[Front-end source files]
********************

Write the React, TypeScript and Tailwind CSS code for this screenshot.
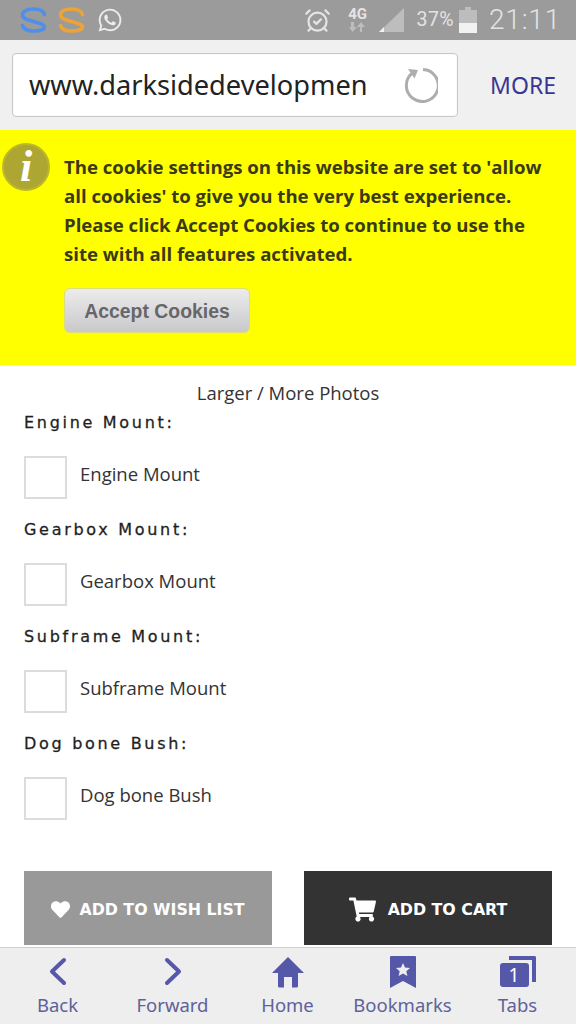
import { AlarmClockCheck } from "lucide-react"
import { FaHeart, FaShoppingCart, FaWhatsapp } from "react-icons/fa"

const options = ["Engine Mount", "Gearbox Mount", "Subframe Mount", "Dog bone Bush"]

function SwirlS({ color }: { color: string }) {
    return (
        <svg width="27" height="26" viewBox="0 0 27 26" fill="none" stroke={color} strokeWidth="3.6" strokeLinecap="round" strokeLinejoin="round">
            <path d="M24.500 7.500C23.500 3.500 18.500 2 13.500 2C7 2 2.500 4.500 2.500 8C2.500 10 4 11.500 7 12.500L20 16.500C23 17.500 24.500 18.500 24.500 20C24.500 22.500 19.500 24 13.500 24C8 24 3.500 22.500 2.500 18.500" />
        </svg>
    )
}

function StatusBar() {
    return (
        <div className="h-10 bg-[#9b9b9b] flex items-center shrink-0 pl-[20px] pr-[15px] text-[#e4e4e4]">
            <SwirlS color="#4f8fea" />
            <div className="ml-[11px]"><SwirlS color="#eda338" /></div>
            <FaWhatsapp className="ml-[12px] text-[#ececec]" size={26} />
            <div className="ml-auto flex items-center">
                <AlarmClockCheck size={27} strokeWidth={2} />
                <div className="ml-[16px] flex flex-col items-center leading-none w-[22px] -mt-[2px]">
                    <span className="text-[15px] font-bold font-['Roboto',sans-serif] leading-[15px]">4G</span>
                    <svg width="18" height="10" viewBox="0 0 18 10" fill="#bdbdbd">
                        <path d="M2 0h3v5h3L3.500 10L0 5h2zM11 5h-3l4-5l4 5h-3v5h-2z" />
                    </svg>
                </div>
                <svg className="ml-[8px]" width="28" height="28" viewBox="0 0 28 28">
                    <path d="M27 2V26H2z" fill="#bdbdbd" />
                    <path d="M2 26l5-5v5z" fill="#f2f2f2" />
                </svg>
                <span className="ml-[12px] text-[19.500px] font-['Roboto',sans-serif] tracking-[0.4px]">37%</span>
                <svg className="ml-[5px]" width="18" height="26" viewBox="0 0 18 26">
                    <path d="M6 0h6v3h6v23H0V3h6z" fill="#bdbdbd" />
                    <path d="M0 16h18v10H0z" fill="#f2f2f2" />
                </svg>
                <span className="ml-[12px] text-[28px] tracking-[0.8px] font-['Roboto',sans-serif] font-light">21:11</span>
            </div>
        </div>
    )
}

function AddressBar() {
    return (
        <div className="h-[90px] bg-[#f0f0f0] flex items-center shrink-0 pl-3 pr-5">
            <div className="w-[446px] h-16 bg-white border border-[#c8c8c8] rounded-[4px] flex items-center pl-4 pr-[19px] shadow-[inset_0_0_2px_rgba(0,0,0,0.08)]">
                <span className="text-[27.200px] text-[#222] font-['Noto_Sans',sans-serif] whitespace-nowrap">www.darksidedevelopmen</span>
                <svg className="ml-auto" width="36" height="36" viewBox="0 0 36 36" fill="none">
                    <path d="M11 5.500A16 16 0 1 0 21 2.500" stroke="#adadad" strokeWidth="3" />
                    <path d="M6 2l10 1l-3.500 8.500z" fill="#adadad" />
                </svg>
            </div>
            <span className="ml-auto text-[23px] text-[#3a3593] font-['Noto_Sans',sans-serif]">MORE</span>
        </div>
    )
}

function CookieBanner() {
    return (
        <div className="h-[235px] bg-[#ffff00] shrink-0 relative pl-16 pt-[22px]">
            <div className="absolute left-[2px] top-[13px] w-[48px] h-[48px] rounded-full bg-[#aea633] border-2 border-[#bdb827] flex items-center justify-center">
                <span className="text-white text-[44px] font-bold italic font-['Liberation_Serif',serif] leading-none">i</span>
            </div>
            <p className="text-[18.600px] leading-[29px] font-bold text-[#3a3a14] font-['Open_Sans',sans-serif] w-[490px]">
                The cookie settings on this website are set to 'allow all cookies' to give you the very best experience. Please click Accept Cookies to continue to use the site with all features activated.
            </p>
            <button className="mt-[20px] pt-[2px] w-[186px] h-[45px] rounded-[6px] bg-gradient-to-b from-[#ececec] to-[#c9c9cc] border border-[#dcdc80] text-[19.400px] font-bold text-[#66666b] font-['Liberation_Sans',sans-serif]">
                Accept Cookies
            </button>
        </div>
    )
}

function OptionGroup({ name }: { name: string }) {
    return (
        <div className="h-[107px]">
            <div className="pt-[1px] text-[16px] leading-[22px] tracking-[2.700px] text-[#1f1f1f] [-webkit-text-stroke:0.3px_#1f1f1f] font-['DejaVu_Sans',sans-serif]">{name}:</div>
            <div className="mt-[22px] flex items-center">
                <div className="w-[43px] h-[43px] border-2 border-[#dcdcdc] bg-white" />
                <span className="ml-[13px] mb-[8px] text-[18.500px] text-[#333] font-['Open_Sans',sans-serif]">{name}</span>
            </div>
        </div>
    )
}

function NavItem({ label, icon }: { label: string; icon: React.ReactNode }) {
    return (
        <div className="flex flex-col items-center w-[115px]">
            <div className="h-[36px] flex items-center justify-center">{icon}</div>
            <span className="mt-[2px] text-[18.500px] leading-[26px] text-[#60619a] font-['Noto_Sans',sans-serif]">{label}</span>
        </div>
    )
}

function BottomBar() {
    return (
        <div className="h-[77px] shrink-0 bg-[#eeeeee] border-t border-[#d0d0d0] flex pt-[6px]">
            <NavItem label="Back" icon={
                <svg width="20" height="30" viewBox="0 0 20 30" fill="none" stroke="#5558a8" strokeWidth="4" strokeLinecap="round" strokeLinejoin="round"><path d="M16 3L4 14.500l12 11.500" /></svg>
            } />
            <NavItem label="Forward" icon={
                <svg width="20" height="30" viewBox="0 0 20 30" fill="none" stroke="#5558a8" strokeWidth="4" strokeLinecap="round" strokeLinejoin="round"><path d="M4 3l12 11.500L4 26" /></svg>
            } />
            <NavItem label="Home" icon={
                <svg width="34" height="32" viewBox="0 0 34 32" fill="#5558a8"><path d="M17 1L33 17H27V30a1.500 1.500 0 0 1-1.500 1.500H21V21H13V31.500H8.500A1.500 1.500 0 0 1 7 30V17H1z" /></svg>
            } />
            <NavItem label="Bookmarks" icon={
                <svg width="26" height="32" viewBox="0 0 26 32" fill="#5558a8"><path fillRule="evenodd" d="M1 0H25a1 1 0 0 1 1 1V32L13 25L0 32V1a1 1 0 0 1 1-1zM13 7l2 4.500 5 .5-3.700 3.200 1.100 4.800L13 17.500 8.600 20l1.100-4.800L6 12l5-.5z" /></svg>
            } />
            <NavItem label="Tabs" icon={
                <div className="relative w-[36px] h-[32px]">
                    <div className="absolute right-0 top-0 w-[27px] h-[26px] border-t-[4px] border-r-[4px] border-[#5558a8] rounded-tr-[2px]" />
                    <div className="absolute left-0 bottom-[1px] w-[29px] h-[24px] bg-[#5558a8] rounded-[3px] flex items-center justify-center text-white text-[19px] font-['Noto_Sans',sans-serif]">1</div>
                </div>
            } />
        </div>
    )
}

export default function App() {
    return (
        <div className="w-[576px] h-[1024px] flex flex-col overflow-hidden bg-white">
            <StatusBar />
            <AddressBar />
            <CookieBanner />
            <main className="flex-1 overflow-hidden px-6 pt-[15px]">
                <div className="text-center text-[18.500px] leading-[26px] text-[#333] font-['Open_Sans',sans-serif]">Larger / More Photos</div>
                <div className="mt-[5px]">
                    {options.map((name) => <OptionGroup key={name} name={name} />)}
                </div>
                <div className="mt-[32px] flex justify-between w-[528px]">
                    <button className="w-[248px] h-[74px] pt-[3px] bg-[#999999] text-white flex items-center justify-center gap-[9px] text-[15.800px] font-bold font-['DejaVu_Sans',sans-serif]">
                        <FaHeart size={19} />
                        ADD TO WISH LIST
                    </button>
                    <button className="w-[248px] h-[74px] pt-[3px] bg-[#333333] text-white flex items-center justify-center gap-[12px] text-[15.800px] font-bold font-['DejaVu_Sans',sans-serif]">
                        <FaShoppingCart size={27} />
                        ADD TO CART
                    </button>
                </div>
            </main>
            <BottomBar />
        </div>
    )
}
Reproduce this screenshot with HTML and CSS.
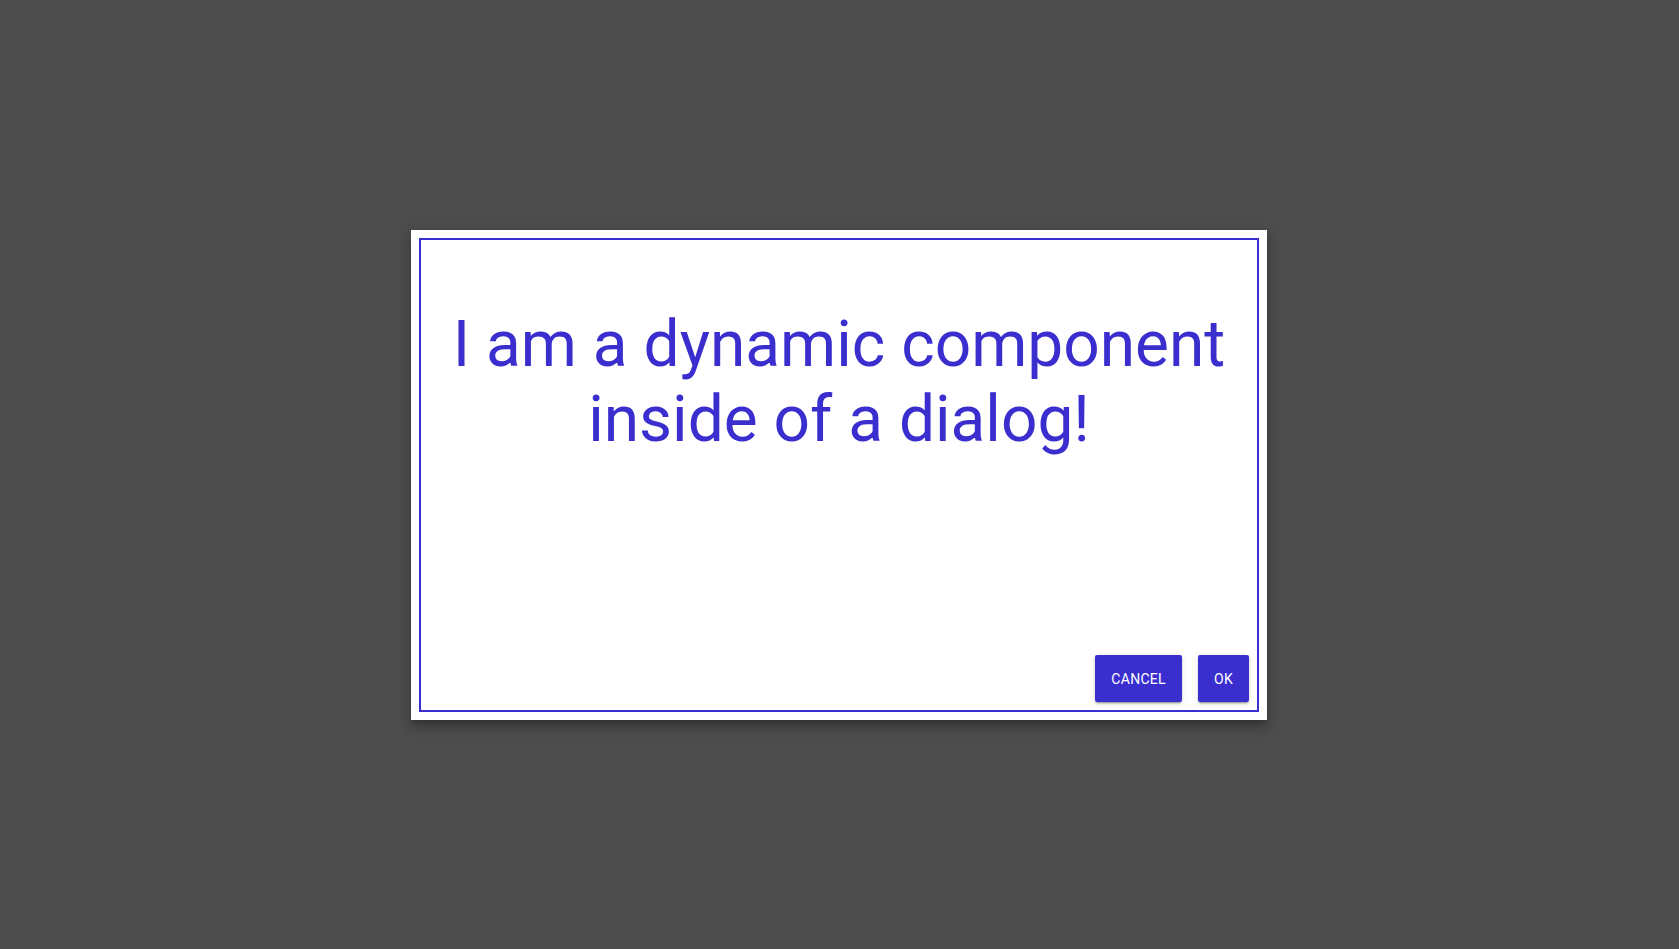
FILE: index.html
```html
<!DOCTYPE html>
<html>
<head>
<meta charset="utf-8">
<link rel="stylesheet" href="styles.css">
</head>
<body>
<div class="backdrop">
  <div class="dialog">
    <div class="frame">
      <h1 class="message">I am a dynamic component inside of a dialog!</h1>
      <div class="actions">
        <button class="btn">CANCEL</button>
        <button class="btn">OK</button>
      </div>
    </div>
  </div>
</div>
</body>
</html>
```
FILE: styles.css
```css
html, body {
  margin: 0;
  padding: 0;
  height: 100%;
}
body {
  background: #4d4d4d;
  font-family: Roboto, "Liberation Sans", sans-serif;
}
.backdrop {
  height: 949px;
  padding: 230px 0 0 411px;
  box-sizing: border-box;
}
.dialog {
  width: 856px;
  height: 490px;
  box-sizing: border-box;
  padding: 8px;
  background: #fff;
  box-shadow: 0 5px 5px -3px rgba(0,0,0,.2), 0 8px 10px 1px rgba(0,0,0,.14), 0 3px 14px 2px rgba(0,0,0,.12);
}
.frame {
  height: 100%;
  box-sizing: border-box;
  border: 2px solid #3a2ecf;
  display: flex;
  flex-direction: column;
  padding: 0 8px 8px;
}
.message {
  margin: 67px 0 0;
  font-size: 64px;
  font-weight: 400;
  line-height: 75px;
  text-align: center;
  color: #3a2ecf;
  flex: 1;
}
.actions {
  display: flex;
  justify-content: flex-end;
  gap: 16px;
}
.btn {
  height: 47px;
  padding: 0 16px;
  border: none;
  border-radius: 2px;
  background: #3a2ecf;
  color: #fff;
  font-family: Roboto, "Liberation Sans", sans-serif;
  font-size: 14px;
  font-weight: 400;
  letter-spacing: 0.3px;
  box-shadow: 0 3px 1px -2px rgba(0,0,0,.2), 0 2px 2px 0 rgba(0,0,0,.14), 0 1px 5px 0 rgba(0,0,0,.12);
}
```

********************

## Work required
Skip the pictures. Please copy exactly the lines from the one with "Reproduce this screenshot with HTML and CSS." through the final line of the material above, both ends included.

## Answer to the problem
Reproduce this screenshot with HTML and CSS.
FILE: index.html
```html
<!DOCTYPE html>
<html>
<head>
<meta charset="utf-8">
<link rel="stylesheet" href="styles.css">
</head>
<body>
<div class="backdrop">
  <div class="dialog">
    <div class="frame">
      <h1 class="message">I am a dynamic component inside of a dialog!</h1>
      <div class="actions">
        <button class="btn">CANCEL</button>
        <button class="btn">OK</button>
      </div>
    </div>
  </div>
</div>
</body>
</html>
```
FILE: styles.css
```css
html, body {
  margin: 0;
  padding: 0;
  height: 100%;
}
body {
  background: #4d4d4d;
  font-family: Roboto, "Liberation Sans", sans-serif;
}
.backdrop {
  height: 949px;
  padding: 230px 0 0 411px;
  box-sizing: border-box;
}
.dialog {
  width: 856px;
  height: 490px;
  box-sizing: border-box;
  padding: 8px;
  background: #fff;
  box-shadow: 0 5px 5px -3px rgba(0,0,0,.2), 0 8px 10px 1px rgba(0,0,0,.14), 0 3px 14px 2px rgba(0,0,0,.12);
}
.frame {
  height: 100%;
  box-sizing: border-box;
  border: 2px solid #3a2ecf;
  display: flex;
  flex-direction: column;
  padding: 0 8px 8px;
}
.message {
  margin: 67px 0 0;
  font-size: 64px;
  font-weight: 400;
  line-height: 75px;
  text-align: center;
  color: #3a2ecf;
  flex: 1;
}
.actions {
  display: flex;
  justify-content: flex-end;
  gap: 16px;
}
.btn {
  height: 47px;
  padding: 0 16px;
  border: none;
  border-radius: 2px;
  background: #3a2ecf;
  color: #fff;
  font-family: Roboto, "Liberation Sans", sans-serif;
  font-size: 14px;
  font-weight: 400;
  letter-spacing: 0.3px;
  box-shadow: 0 3px 1px -2px rgba(0,0,0,.2), 0 2px 2px 0 rgba(0,0,0,.14), 0 1px 5px 0 rgba(0,0,0,.12);
}
```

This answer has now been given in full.